The budget outlined several important growth initiatives, including continued spending on infrastructure, but was again short on detail as regards targets and deadlines. With the growth projection revised downwards to a barely visible 0.9%, a more concrete set of targets could have made a more convincing growth story for foreign investors and the battle-weary local business community.
Some wise moves
Retief says that the reallocation of R475 million to the Department of Small Business Development was one of the major positives of the budget, along with a recommitment to making it easier to do business generally. The Minister’s proposal to identify unspent government funds and reallocate them was also a wise move.
On the tax front, the Minister achieved a good balance by providing marginal tax relief for the lower-income earners while avoiding a direct increase for the rich. In fact, the rich will effectively pay more because there is no relief for inflation, and the increase in capital gains tax and the aggressive attack on the use of trusts for estate planning will naturally affect them the most.
In the same vein, the proposed extension of the existing Voluntary Disclosure Programme to include foreign assets, for a 6 month period starting October of this year, will give wealthy taxpayers with undisclosed foreign assets the opportunity to come clean, but will not offend compliant taxpayers as this is not an amnesty. This follows the HSBC Swiss leaked information, and the various information sharing agreements concluded with foreign jurisdiction.
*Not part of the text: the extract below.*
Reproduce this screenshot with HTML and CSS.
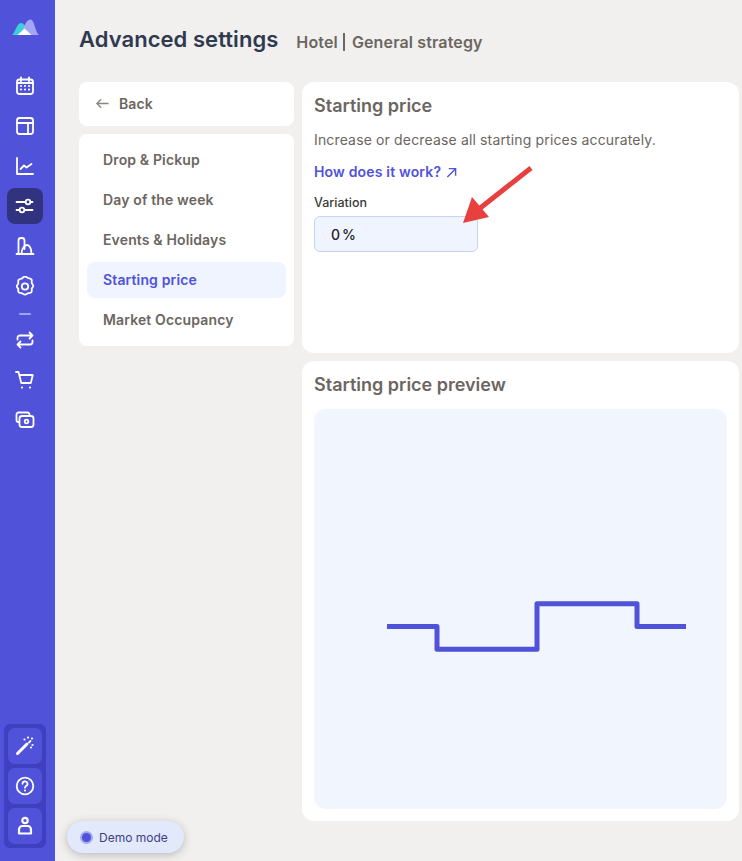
FILE: index.html
```html
<!DOCTYPE html>
<html lang="en">
<head>
<meta charset="utf-8">
<title>Advanced settings</title>
<link rel="stylesheet" href="styles.css">
</head>
<body>
<div class="app">
  <aside class="sidebar">
    <div class="logo">
      <svg width="27" height="17" viewBox="0 0 27 17">
        <path d="M0 16 C3 14 5 4 9 4 C11 4 12.500 6 14 8.500 L11 16Z" fill="#3ecfd6"/>
        <path d="M11 9.500 C14 4 15 .500 18.500 .500 C22.500 .500 23 13 27 16 L12 16Z" fill="#a3a6f5"/>
        <path d="M5.500 16 L12.500 9.500 L19.500 16Z" fill="#fff"/>
      </svg>
    </div>
    <nav class="nav">
      <a class="nav-item"><svg class="ico" viewBox="0 0 20 20"><rect x="2" y="3.500" width="16" height="14.500" rx="2.500"/><path d="M6 1.500v4M14 1.500v4M2 7h16"/><path class="dots" d="M6 10h.01M10 10h.01M14 10h.01M6 13.500h.01M10 13.500h.01M14 13.500h.01"/></svg></a>
      <a class="nav-item"><svg class="ico" viewBox="0 0 20 20"><rect x="2" y="2" width="16" height="16" rx="2.500"/><path d="M2 7h16M13 7v11"/></svg></a>
      <a class="nav-item"><svg class="ico" viewBox="0 0 20 20"><path d="M2 2v16h16"/><path d="M5.500 13 9 9.500l2.500 2L16.500 8"/></svg></a>
      <a class="nav-item active"><svg class="ico" viewBox="0 0 20 20"><path d="M1.500 6h16M1.500 14h16"/><circle cx="13" cy="6" r="2.300" class="knob"/><circle cx="7" cy="14" r="2.300" class="knob"/></svg></a>
      <a class="nav-item"><svg class="ico" viewBox="0 0 20 20"><path d="M1.500 18h17"/><path d="M3.500 18V4.500A2.500 2.500 0 0 1 6 2h1a2.500 2.500 0 0 1 2.500 2.500V13"/><path d="M6.500 18C6.500 12.500 9.500 9 12 9c2.500 0 4.500 3.500 4.500 9"/></svg></a>
      <a class="nav-item"><svg class="ico" viewBox="0 0 20 20"><path d="M10 1.800c1.400 0 2.200 1.100 3.300 1.500 1.300.2 2.500.3 3.200 1.400.7 1.200.1 2.300.2 3.500.4 1 1.500 1.800 1.500 3s-1.100 1.600-1.500 2.600c-.1 1.200.5 2.300-.2 3.300-.7 1.100-1.900 1-3.200 1.300-1.100.4-1.900 1.400-3.300 1.400s-2.200-1-3.300-1.400c-1.300-.3-2.500-.2-3.200-1.300-.7-1-.1-2.100-.2-3.300C2.900 13.300 1.800 12.900 1.800 11.700s1.100-2 1.500-3c.1-1.200-.5-2.300.2-3.500.7-1.100 1.900-1.200 3.200-1.400C7.800 2.900 8.600 1.800 10 1.800z" transform="translate(0 -1.200)"/><circle cx="10" cy="10.500" r="3.200"/></svg></a>
      <div class="nav-sep"></div>
      <a class="nav-item"><svg class="ico" viewBox="0 0 20 20"><path d="M2.500 9.500V8a2.500 2.500 0 0 1 2.500-2.500h12.500M14.500 2.500l3 3-3 3"/><path d="M17.500 10.500V12a2.500 2.500 0 0 1-2.500 2.500H2.500M5.500 11.500l-3 3 3 3"/></svg></a>
      <a class="nav-item"><svg class="ico" viewBox="0 0 20 20"><path d="M1 2h2.500l2.800 11h9.500l2-8H4.500"/><path class="dots" d="M7 17.500h.01M15 17.500h.01"/></svg></a>
      <a class="nav-item"><svg class="ico" viewBox="0 0 20 20"><path d="M14.500 5V4.500A2 2 0 0 0 12.500 2.500H3.500a2 2 0 0 0-2 2V10a2 2 0 0 0 2 2h.5"/><rect x="4.500" y="6" width="14" height="11" rx="2.500"/><circle cx="11.500" cy="11.500" r="1.800"/></svg></a>
    </nav>
    <div class="tools">
      <a class="tool"><svg class="ico" viewBox="0 0 20 20"><path d="M2.500 17.500 12 8" class="thick"/><path d="M14 6.500 15.500 5"/><path class="dots" d="M9.500 3.500h.01M13 1.500h.01M17 2.500h.01M17.500 9h.01M16 11.500h.01"/></svg></a>
      <a class="tool"><svg class="ico" viewBox="0 0 20 20"><circle cx="10" cy="10" r="8.300"/><path d="M7.500 7.800A2.500 2.500 0 1 1 10.800 10.200c-.6.300-.8.700-.8 1.500"/><path class="dots" d="M10 14.500h.01"/></svg></a>
      <a class="tool"><svg class="ico ico-bold" viewBox="0 0 20 20"><circle cx="10" cy="4.500" r="2.700"/><path d="M7.500 10h5a3.500 3.500 0 0 1 3.500 3.500V17.500H4V13.500A3.500 3.500 0 0 1 7.500 10z"/></svg></a>
    </div>
  </aside>

  <main class="main">
    <header class="head">
      <h1 class="title">Advanced settings</h1>
      <p class="subtitle">Hotel <span class="bar"></span> General strategy</p>
    </header>
    <div class="columns">
      <div class="left">
        <a class="back">
          <svg class="back-ico" viewBox="0 0 16 16"><path d="M14.500 8H2M6.500 3.500 2 8l4.500 4.500"/></svg>
          Back
        </a>
        <div class="menu">
          <a class="menu-item">Drop &amp; Pickup</a>
          <a class="menu-item">Day of the week</a>
          <a class="menu-item">Events &amp; Holidays</a>
          <a class="menu-item current">Starting price</a>
          <a class="menu-item">Market Occupancy</a>
        </div>
      </div>
      <div class="right">
        <section class="card card-form">
          <h2 class="card-title">Starting price</h2>
          <p class="desc">Increase or decrease all starting prices accurately.</p>
          <a class="link">How does it work?
            <svg class="link-ico" viewBox="0 0 12 12"><path d="M1.500 11 10.500 2M3 1.800H10.500V9.500"/></svg>
          </a>
          <label class="label">Variation</label>
          <div class="input"><span>0</span><span class="pct">%</span></div>
        </section>
        <section class="card card-chart">
          <h2 class="card-title">Starting price preview</h2>
          <div class="chart">
            <svg class="line" width="413" height="400" viewBox="0 0 413 400">
              <path d="M73 217.600H123V240.300H223V194.700H323V217.600H372"/>
            </svg>
          </div>
        </section>
      </div>
    </div>
  </main>
</div>

<svg class="arrow" width="90" height="70" viewBox="0 0 90 70">
  <path d="M70 4 L18 45" class="arrow-shaft"/>
  <path d="M2 59 L11 33 L28 53Z" class="arrow-head"/>
</svg>

<div class="demo"><span class="dot"></span>Demo mode</div>
</body>
</html>
```
FILE: styles.css
```css
* { box-sizing: border-box; }
html, body { margin: 0; height: 100%; }
body {
  font-family: Inter, "Liberation Sans", sans-serif;
  background: #f1f0ee;
  color: #6b6661;
  overflow: hidden;
  position: relative;
}
h1, h2, p { margin: 0; }
.app { display: flex; height: 861px; }

.sidebar {
  width: 55px;
  flex: none;
  background: #5052d9;
  display: flex;
  flex-direction: column;
  padding: 19px 0 13px;
}
.logo { height: 17px; margin-left: 12px; display: flex; }
.nav {
  display: flex;
  flex-direction: column;
  gap: 4px;
  margin-top: 32px;
  margin-left: 7px;
  flex: 1;
}
.nav-item {
  width: 36px;
  height: 36px;
  border-radius: 8px;
  display: flex;
  align-items: center;
  justify-content: center;
}
.nav-item.active { background: #32337f; }
.nav-sep {
  width: 12px;
  height: 2px;
  background: #9ea6ee;
  border-radius: 1px;
  margin: 5px 0 3px 12px;
  flex: none;
}
.ico {
  width: 20px;
  height: 20px;
  fill: none;
  stroke: #fff;
  stroke-width: 1.800;
  stroke-linecap: round;
  stroke-linejoin: round;
}
.ico-bold { stroke-width: 2.200; }
.ico .dots { stroke-width: 2.200; }
.ico .thick { stroke-width: 3; }
.ico .knob { fill: #32337f; }
.tools {
  width: 42px;
  margin-left: 4px;
  background: #3f40bf;
  border-radius: 6px;
  padding: 4px;
  display: flex;
  flex-direction: column;
  gap: 4px;
}
.tool {
  height: 36px;
  border-radius: 7px;
  background: #5052d9;
  display: flex;
  align-items: center;
  justify-content: center;
}

.main { flex: 1; padding: 25px 3px 40px 24px; min-width: 0; }
.head { display: flex; align-items: baseline; gap: 18px; height: 57px; }
.title { font-size: 22px; line-height: 28px; font-weight: 600; color: #2f3a4f; letter-spacing: .05px; }
.subtitle {
  font-size: 16px;
  font-weight: 600;
  color: #6b6661;
  display: flex;
  align-items: center;
  letter-spacing: .14px;
  position: relative;
  top: 1px;
}
.bar { display: inline-block; width: 2px; height: 18px; background: #6b6661; margin: 0 7px 0 5px; }

.columns { display: flex; gap: 8px; }
.left { width: 215px; flex: none; display: flex; flex-direction: column; gap: 8px; }
.back {
  height: 44px;
  background: #fff;
  border-radius: 8px;
  display: flex;
  align-items: center;
  gap: 9px;
  padding: 0 0 1px 16px;
  font-size: 14px;
  font-weight: 600;
  letter-spacing: .1px;
}
.back-ico { width: 15px; height: 15px; fill: none; stroke: #8a8580; stroke-width: 1.400; }
.menu {
  background: #fff;
  border-radius: 8px;
  padding: 8px;
  display: flex;
  flex-direction: column;
  gap: 4px;
}
.menu-item {
  height: 36px;
  border-radius: 8px;
  padding: 0 0 1px 16px;
  display: flex;
  align-items: center;
  font-size: 14px;
  font-weight: 600;
  letter-spacing: .14px;
}
.menu-item.current { background: #eff4fe; color: #5052d9; }

.right { flex: 1; display: flex; flex-direction: column; gap: 8px; min-width: 0; }
.card { background: #fff; border-radius: 12px; padding: 12px; }
.card-form { height: 271px; }
.card-chart { height: 460px; }
.card-title { font-size: 18px; line-height: 24px; font-weight: 600; color: #6b6661; }
.desc { font-size: 14px; line-height: 20px; margin-top: 12px; letter-spacing: .15px; }
.link {
  display: flex;
  align-items: center;
  gap: 5px;
  margin-top: 12px;
  font-size: 14px;
  line-height: 20px;
  font-weight: 600;
  letter-spacing: .17px;
  color: #5052d9;
}
.link-ico { width: 11px; height: 11px; fill: none; stroke: #5052d9; stroke-width: 1.500; }
.label { display: block; margin-top: 12px; font-size: 12.500px; line-height: 18px; color: #3a3a3a; font-weight: 500; }
.input {
  margin-top: 4px;
  width: 164px;
  height: 36px;
  background: #eff4fe;
  border: 1px solid #c5d4f5;
  border-radius: 6px;
  display: flex;
  align-items: center;
  padding-left: 16px;
  font-size: 14px;
  color: #222;
  font-weight: 500;
}
.pct { margin-left: 2px; }
.chart {
  margin-top: 12px;
  height: 400px;
  background: #f0f5fe;
  border-radius: 12px;
}
.line { display: block; }
.line path { fill: none; stroke: #5052d9; stroke-width: 5; stroke-linejoin: round; }

.arrow { position: absolute; left: 461px; top: 164px; }
.arrow-shaft { stroke: #e8403f; stroke-width: 5; fill: none; stroke-linecap: butt; }
.arrow-head { fill: #e8403f; }

.demo {
  position: absolute;
  left: 67px;
  top: 821px;
  width: 117px;
  height: 32px;
  border-radius: 16px;
  background: #e1e9fb;
  box-shadow: 0 2px 8px rgba(60, 60, 80, .3);
  display: flex;
  align-items: center;
  padding-left: 15px;
  gap: 8px;
  font-size: 12px;
  color: #3e3f85;
}
.dot {
  width: 9px;
  height: 9px;
  border-radius: 50%;
  background: #5052d9;
  box-shadow: 0 0 0 2px #a4aaee;
  flex: none;
}
```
“We have a disproportionate tax base, meaning only a small portion of taxpayers contribute the majority of the personal income tax revenue, and the Minister has to be careful not to alienate those taxpayers,” Retief concludes. “If I had to sum up the budget, I would say he has managed not to offend any major constituency, and that is a hard balancing act at a sensitive time for the country. Whether his strict measures and plans for reigniting economic growth and the proposed austerity measures will be enough for the international financial community, only time will tell.”